What the task asks:
Give all the lines below again, exactly, with no pictures.

Data section:
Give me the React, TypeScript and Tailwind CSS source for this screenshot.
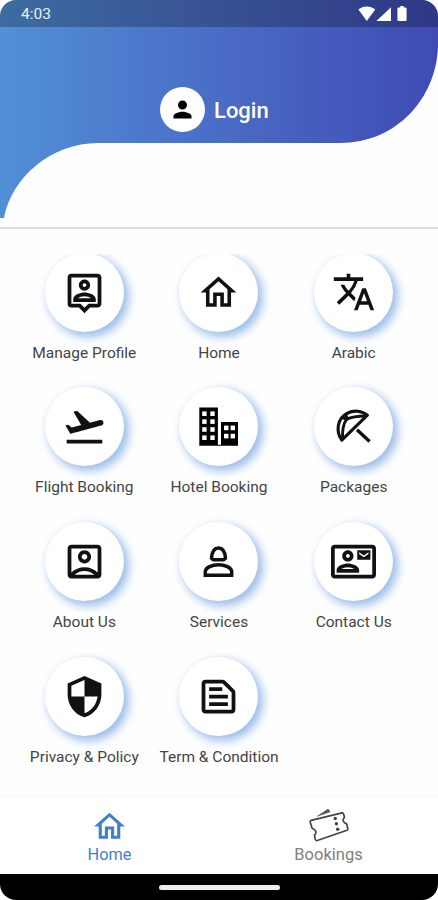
import type { ReactNode } from "react";
import {
  MdOutlineAccountBox,
  MdOutlineContactMail,
  MdOutlineHome,
  MdOutlinePersonPin,
  MdOutlineTextSnippet,
  MdFlightTakeoff,
  MdPerson,
  MdSecurity,
  MdTranslate,
} from "react-icons/md";

function StatusIcons() {
  return (
    <svg className="h-[16px] w-[52px] fill-white" viewBox="0 0 52 16">
      <path d="M0.4 3.6C5 -0.5 12.6 -0.5 17.2 3.6L8.8 15Z" />
      <path d="M33 1.2V15H18.4Z" />
      <path d="M42.3 0h3.4v1.400h1.600c.8 0 1.300.5 1.300 1.300v11c0 .8-.5 1.300-1.300 1.300h-6.600c-.8 0-1.300-.5-1.300-1.300v-11c0-.8.5-1.300 1.300-1.300h1.600z" />
    </svg>
  );
}

function HotelIcon() {
  const rows = [7.4, 15.3, 23.2, 31.4];
  return (
    <svg className="size-[45px]" viewBox="0 0 45 45">
      <path d="M3.300 3.500h18.600v38.300h-18.600zM21.500 40.800h4v1h-4zM25 18h17v23.800h-17z" />
      {rows.map((y) =>
        [6.2, 14.3].map((x) => (
          <rect key={`${x}-${y}`} x={x} y={y} width="4.400" height="4.600" fill="#fff" />
        )),
      )}
      {[28, 34.6].map((x) =>
        [21.6, 29.8].map((y) => (
          <rect key={`${x}-${y}`} x={x} y={y} width="4.400" height="4.600" fill="#fff" />
        )),
      )}
    </svg>
  );
}

function UmbrellaIcon() {
  return (
    <svg className="size-[45px]" viewBox="0 0 45 45" fill="none" stroke="currentColor" strokeWidth="3.100" strokeLinejoin="round">
      <path d="M10.800 36.200C4.300 27 6.500 14.500 16 9.400C23 5.700 31 6.700 36.400 11.200Z" />
      <path d="M11.500 35C11.200 26 12.500 19.500 15.500 15.400C20.500 12.800 27 12 35 12" strokeWidth="2.900" />
      <path d="M12 15 16 11 17 16z" strokeWidth="1" fill="currentColor" />
      <path d="M26 25.800 38.600 37.600" strokeWidth="3.400" />
    </svg>
  );
}

function ServicesIcon() {
  return (
    <svg className="size-[45px]" viewBox="0 0 45 45" fill="none" stroke="currentColor" strokeWidth="3.500">
      <path d="M17.200 20.800l-1.700-1.500c.4-6 2-10.300 7-10.300s6.600 4.300 7 10.300l-1.700 1.500z" strokeLinejoin="round" />
      <path d="M9.300 36.300v-3.700c0-4.200 7-6.900 13.200-6.900s13.200 2.700 13.200 6.900v3.700z" />
    </svg>
  );
}

function TicketIcon() {
  return (
    <svg className="h-[36px] w-[40px]" viewBox="0 0 40 36" fill="none" stroke="#444" strokeWidth="1.700" strokeLinejoin="round">
      <path d="M2.200 12.300 33 4.800q1.200-.2 1.500 1l1 3.400q-3.600 4.300 2.300 6.900l1 4.700q.2 1-.8 1.400L8.300 32.500q-1.600.4-2-1.100l-.9-4q4-4.400-2.300-7.200L1.300 14.500q-.4-1.700.9-2.200z" />
      <path d="M8.200 8.300 18.500 1.400q1.200-.5 2.200 1.700l.3.700z" fill="#555" strokeWidth=".5" />
      <g fill="#444" stroke="none">
        <circle cx="26.200" cy="10.500" r="1.700" />
        <circle cx="27.400" cy="15.800" r="1.700" />
        <circle cx="28.700" cy="21.200" r="1.700" />
      </g>
    </svg>
  );
}

const iconSize = "size-[45px]";

const items: { label: string; icon: ReactNode }[] = [
  { label: "Manage Profile", icon: <MdOutlinePersonPin className={iconSize} /> },
  { label: "Home", icon: <MdOutlineHome className="size-[43px]" /> },
  { label: "Arabic", icon: <MdTranslate className="size-[44px]" /> },
  { label: "Flight Booking", icon: <MdFlightTakeoff className={iconSize} /> },
  { label: "Hotel Booking", icon: <HotelIcon /> },
  { label: "Packages", icon: <UmbrellaIcon /> },
  { label: "About Us", icon: <MdOutlineAccountBox className={iconSize} /> },
  { label: "Services", icon: <ServicesIcon /> },
  { label: "Contact Us", icon: <MdOutlineContactMail className={iconSize} /> },
  { label: "Privacy & Policy", icon: <MdSecurity className={iconSize} /> },
  { label: "Term & Condition", icon: <MdOutlineTextSnippet className={iconSize} /> },
];

function MenuItem({ label, icon }: { label: string; icon: ReactNode }) {
  return (
    <div className="flex h-[134.8px] flex-col items-center">
      <div className="flex size-[79px] shrink-0 items-center justify-center rounded-full bg-white text-[#111] shadow-[4px_4px_10px_1px_rgba(88,145,222,0.6)]">
        {icon}
      </div>
      <span className="mt-[9px] text-[15.500px] leading-[24px] whitespace-nowrap text-[#444]">{label}</span>
    </div>
  );
}

export default function App() {
  return (
    <div className="h-[900px] w-[438px] overflow-hidden bg-white font-[Roboto,sans-serif]">
      <div className="flex h-full flex-col overflow-hidden rounded-[16px] bg-[#fefefe]">
        <header className="relative h-[229px] shrink-0 border-b-2 border-[#dedede]">
          <svg className="absolute inset-0 h-[227px] w-[438px]" viewBox="0 0 438 227">
            <defs>
              <linearGradient id="sky" x1="0" x2="1" y1="0" y2="0">
                <stop offset="0" stopColor="#5190d7" />
                <stop offset=".5" stopColor="#4a6cc6" />
                <stop offset="1" stopColor="#3f4bb3" />
              </linearGradient>
            </defs>
            <path d="M0 0H438V47C436 98 397 143 340 143H98C51 143 12 177 4 218H0Z" fill="url(#sky)" />
          </svg>
          <div className="relative flex h-[27px] items-center justify-between bg-black/25 pr-[28px] pl-[21px]">
            <span className="pt-[2px] text-[15.500px] text-white/90">4:03</span>
            <StatusIcons />
          </div>
          <div className="relative mt-[60px] flex items-center pl-[160px]">
            <div className="flex size-[45px] items-center justify-center rounded-full bg-white text-black">
              <MdPerson className="size-[27px]" />
            </div>
            <span className="mt-px ml-[9px] text-[22px] font-medium text-white">Login</span>
          </div>
        </header>

        <main className="mt-[25px] h-[542px] shrink-0 overflow-hidden">
          <div className="-mt-[1.500px] grid grid-cols-3 px-[17px]">
            {items.map((item) => (
              <MenuItem key={item.label} {...item} />
            ))}
          </div>
        </main>

        <nav className="grid h-[78px] shrink-0 grid-cols-2 border-t border-[#f8f8f8] bg-white text-[16px] leading-[20px]">
          <div className="flex flex-col items-center pt-[11px] text-[#3f7fce]">
            <MdOutlineHome className="size-[37px]" />
            <span className="text-[16.300px]">Home</span>
          </div>
          <div className="flex flex-col items-center pt-[11px] text-[#808080]">
            <TicketIcon />
            <span className="mt-px text-[16.500px]">Bookings</span>
          </div>
        </nav>

        <footer className="flex flex-1 items-center justify-center bg-black">
          <div className="h-[5px] w-[121px] rounded-full bg-[#eee]" />
        </footer>
      </div>
    </div>
  );
}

Completed exercise:
Give me the React, TypeScript and Tailwind CSS source for this screenshot.
import type { ReactNode } from "react";
import {
  MdOutlineAccountBox,
  MdOutlineContactMail,
  MdOutlineHome,
  MdOutlinePersonPin,
  MdOutlineTextSnippet,
  MdFlightTakeoff,
  MdPerson,
  MdSecurity,
  MdTranslate,
} from "react-icons/md";

function StatusIcons() {
  return (
    <svg className="h-[16px] w-[52px] fill-white" viewBox="0 0 52 16">
      <path d="M0.4 3.6C5 -0.5 12.6 -0.5 17.2 3.6L8.8 15Z" />
      <path d="M33 1.2V15H18.4Z" />
      <path d="M42.3 0h3.4v1.400h1.600c.8 0 1.300.5 1.300 1.300v11c0 .8-.5 1.300-1.300 1.300h-6.600c-.8 0-1.300-.5-1.300-1.300v-11c0-.8.5-1.300 1.300-1.300h1.600z" />
    </svg>
  );
}

function HotelIcon() {
  const rows = [7.4, 15.3, 23.2, 31.4];
  return (
    <svg className="size-[45px]" viewBox="0 0 45 45">
      <path d="M3.300 3.500h18.600v38.300h-18.600zM21.500 40.800h4v1h-4zM25 18h17v23.800h-17z" />
      {rows.map((y) =>
        [6.2, 14.3].map((x) => (
          <rect key={`${x}-${y}`} x={x} y={y} width="4.400" height="4.600" fill="#fff" />
        )),
      )}
      {[28, 34.6].map((x) =>
        [21.6, 29.8].map((y) => (
          <rect key={`${x}-${y}`} x={x} y={y} width="4.400" height="4.600" fill="#fff" />
        )),
      )}
    </svg>
  );
}

function UmbrellaIcon() {
  return (
    <svg className="size-[45px]" viewBox="0 0 45 45" fill="none" stroke="currentColor" strokeWidth="3.100" strokeLinejoin="round">
      <path d="M10.800 36.200C4.300 27 6.500 14.500 16 9.400C23 5.700 31 6.700 36.400 11.200Z" />
      <path d="M11.500 35C11.200 26 12.500 19.500 15.500 15.400C20.500 12.800 27 12 35 12" strokeWidth="2.900" />
      <path d="M12 15 16 11 17 16z" strokeWidth="1" fill="currentColor" />
      <path d="M26 25.800 38.600 37.600" strokeWidth="3.400" />
    </svg>
  );
}

function ServicesIcon() {
  return (
    <svg className="size-[45px]" viewBox="0 0 45 45" fill="none" stroke="currentColor" strokeWidth="3.500">
      <path d="M17.200 20.800l-1.700-1.500c.4-6 2-10.300 7-10.300s6.600 4.300 7 10.300l-1.700 1.500z" strokeLinejoin="round" />
      <path d="M9.300 36.300v-3.700c0-4.200 7-6.900 13.200-6.900s13.200 2.700 13.200 6.900v3.700z" />
    </svg>
  );
}

function TicketIcon() {
  return (
    <svg className="h-[36px] w-[40px]" viewBox="0 0 40 36" fill="none" stroke="#444" strokeWidth="1.700" strokeLinejoin="round">
      <path d="M2.200 12.300 33 4.800q1.200-.2 1.500 1l1 3.400q-3.600 4.300 2.300 6.900l1 4.700q.2 1-.8 1.400L8.300 32.500q-1.600.4-2-1.100l-.9-4q4-4.400-2.300-7.200L1.300 14.500q-.4-1.700.9-2.200z" />
      <path d="M8.200 8.300 18.500 1.400q1.200-.5 2.200 1.700l.3.700z" fill="#555" strokeWidth=".5" />
      <g fill="#444" stroke="none">
        <circle cx="26.200" cy="10.500" r="1.700" />
        <circle cx="27.400" cy="15.800" r="1.700" />
        <circle cx="28.700" cy="21.200" r="1.700" />
      </g>
    </svg>
  );
}

const iconSize = "size-[45px]";

const items: { label: string; icon: ReactNode }[] = [
  { label: "Manage Profile", icon: <MdOutlinePersonPin className={iconSize} /> },
  { label: "Home", icon: <MdOutlineHome className="size-[43px]" /> },
  { label: "Arabic", icon: <MdTranslate className="size-[44px]" /> },
  { label: "Flight Booking", icon: <MdFlightTakeoff className={iconSize} /> },
  { label: "Hotel Booking", icon: <HotelIcon /> },
  { label: "Packages", icon: <UmbrellaIcon /> },
  { label: "About Us", icon: <MdOutlineAccountBox className={iconSize} /> },
  { label: "Services", icon: <ServicesIcon /> },
  { label: "Contact Us", icon: <MdOutlineContactMail className={iconSize} /> },
  { label: "Privacy & Policy", icon: <MdSecurity className={iconSize} /> },
  { label: "Term & Condition", icon: <MdOutlineTextSnippet className={iconSize} /> },
];

function MenuItem({ label, icon }: { label: string; icon: ReactNode }) {
  return (
    <div className="flex h-[134.8px] flex-col items-center">
      <div className="flex size-[79px] shrink-0 items-center justify-center rounded-full bg-white text-[#111] shadow-[4px_4px_10px_1px_rgba(88,145,222,0.6)]">
        {icon}
      </div>
      <span className="mt-[9px] text-[15.500px] leading-[24px] whitespace-nowrap text-[#444]">{label}</span>
    </div>
  );
}

export default function App() {
  return (
    <div className="h-[900px] w-[438px] overflow-hidden bg-white font-[Roboto,sans-serif]">
      <div className="flex h-full flex-col overflow-hidden rounded-[16px] bg-[#fefefe]">
        <header className="relative h-[229px] shrink-0 border-b-2 border-[#dedede]">
          <svg className="absolute inset-0 h-[227px] w-[438px]" viewBox="0 0 438 227">
            <defs>
              <linearGradient id="sky" x1="0" x2="1" y1="0" y2="0">
                <stop offset="0" stopColor="#5190d7" />
                <stop offset=".5" stopColor="#4a6cc6" />
                <stop offset="1" stopColor="#3f4bb3" />
              </linearGradient>
            </defs>
            <path d="M0 0H438V47C436 98 397 143 340 143H98C51 143 12 177 4 218H0Z" fill="url(#sky)" />
          </svg>
          <div className="relative flex h-[27px] items-center justify-between bg-black/25 pr-[28px] pl-[21px]">
            <span className="pt-[2px] text-[15.500px] text-white/90">4:03</span>
            <StatusIcons />
          </div>
          <div className="relative mt-[60px] flex items-center pl-[160px]">
            <div className="flex size-[45px] items-center justify-center rounded-full bg-white text-black">
              <MdPerson className="size-[27px]" />
            </div>
            <span className="mt-px ml-[9px] text-[22px] font-medium text-white">Login</span>
          </div>
        </header>

        <main className="mt-[25px] h-[542px] shrink-0 overflow-hidden">
          <div className="-mt-[1.500px] grid grid-cols-3 px-[17px]">
            {items.map((item) => (
              <MenuItem key={item.label} {...item} />
            ))}
          </div>
        </main>

        <nav className="grid h-[78px] shrink-0 grid-cols-2 border-t border-[#f8f8f8] bg-white text-[16px] leading-[20px]">
          <div className="flex flex-col items-center pt-[11px] text-[#3f7fce]">
            <MdOutlineHome className="size-[37px]" />
            <span className="text-[16.300px]">Home</span>
          </div>
          <div className="flex flex-col items-center pt-[11px] text-[#808080]">
            <TicketIcon />
            <span className="mt-px text-[16.500px]">Bookings</span>
          </div>
        </nav>

        <footer className="flex flex-1 items-center justify-center bg-black">
          <div className="h-[5px] w-[121px] rounded-full bg-[#eee]" />
        </footer>
      </div>
    </div>
  );
}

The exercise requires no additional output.